## [Written exercise]
Within this material, how many lines have the string "index" in them? The answer is a number, with nothing added.

## [Provided material]
[BEGIN]

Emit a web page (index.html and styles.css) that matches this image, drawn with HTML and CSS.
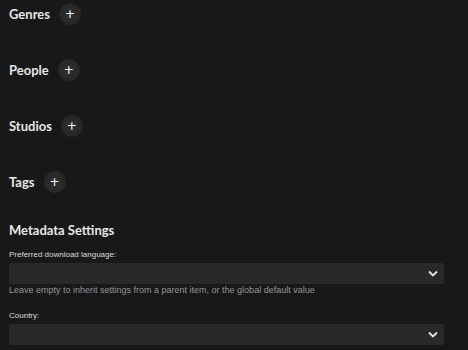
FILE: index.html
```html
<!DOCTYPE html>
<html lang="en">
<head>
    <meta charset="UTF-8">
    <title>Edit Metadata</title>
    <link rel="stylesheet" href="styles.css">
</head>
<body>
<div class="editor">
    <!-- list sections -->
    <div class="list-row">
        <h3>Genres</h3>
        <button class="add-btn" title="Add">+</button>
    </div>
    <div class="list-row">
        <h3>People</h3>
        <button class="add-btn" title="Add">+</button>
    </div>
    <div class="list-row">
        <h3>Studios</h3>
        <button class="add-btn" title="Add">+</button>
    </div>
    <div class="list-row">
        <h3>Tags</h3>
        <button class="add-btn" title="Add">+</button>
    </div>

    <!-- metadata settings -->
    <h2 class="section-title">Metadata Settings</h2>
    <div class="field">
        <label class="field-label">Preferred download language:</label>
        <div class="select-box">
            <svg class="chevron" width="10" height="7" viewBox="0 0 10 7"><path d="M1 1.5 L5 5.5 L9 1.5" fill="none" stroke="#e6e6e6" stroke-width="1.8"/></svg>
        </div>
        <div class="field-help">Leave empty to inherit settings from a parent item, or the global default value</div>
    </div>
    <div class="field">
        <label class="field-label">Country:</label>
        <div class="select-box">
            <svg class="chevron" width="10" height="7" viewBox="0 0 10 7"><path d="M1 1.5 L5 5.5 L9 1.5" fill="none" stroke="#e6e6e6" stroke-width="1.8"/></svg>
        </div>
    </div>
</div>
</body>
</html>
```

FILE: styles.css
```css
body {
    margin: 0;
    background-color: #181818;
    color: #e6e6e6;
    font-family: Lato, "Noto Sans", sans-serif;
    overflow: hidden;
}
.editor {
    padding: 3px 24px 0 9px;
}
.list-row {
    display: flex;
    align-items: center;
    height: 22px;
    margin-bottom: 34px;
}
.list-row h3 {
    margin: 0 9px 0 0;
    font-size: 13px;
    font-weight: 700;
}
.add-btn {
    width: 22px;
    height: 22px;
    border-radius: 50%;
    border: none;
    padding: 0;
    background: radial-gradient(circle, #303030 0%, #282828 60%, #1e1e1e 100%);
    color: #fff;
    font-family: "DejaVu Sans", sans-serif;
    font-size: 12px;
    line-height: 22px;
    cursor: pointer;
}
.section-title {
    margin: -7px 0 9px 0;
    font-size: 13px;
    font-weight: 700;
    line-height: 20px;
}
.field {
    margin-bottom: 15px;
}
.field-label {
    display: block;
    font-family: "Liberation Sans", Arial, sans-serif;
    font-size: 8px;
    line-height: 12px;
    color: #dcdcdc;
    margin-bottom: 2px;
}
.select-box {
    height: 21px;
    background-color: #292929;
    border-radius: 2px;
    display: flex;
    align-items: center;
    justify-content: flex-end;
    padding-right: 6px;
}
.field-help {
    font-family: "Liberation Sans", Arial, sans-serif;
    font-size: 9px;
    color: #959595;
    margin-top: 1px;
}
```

[END]

## [Task response]
2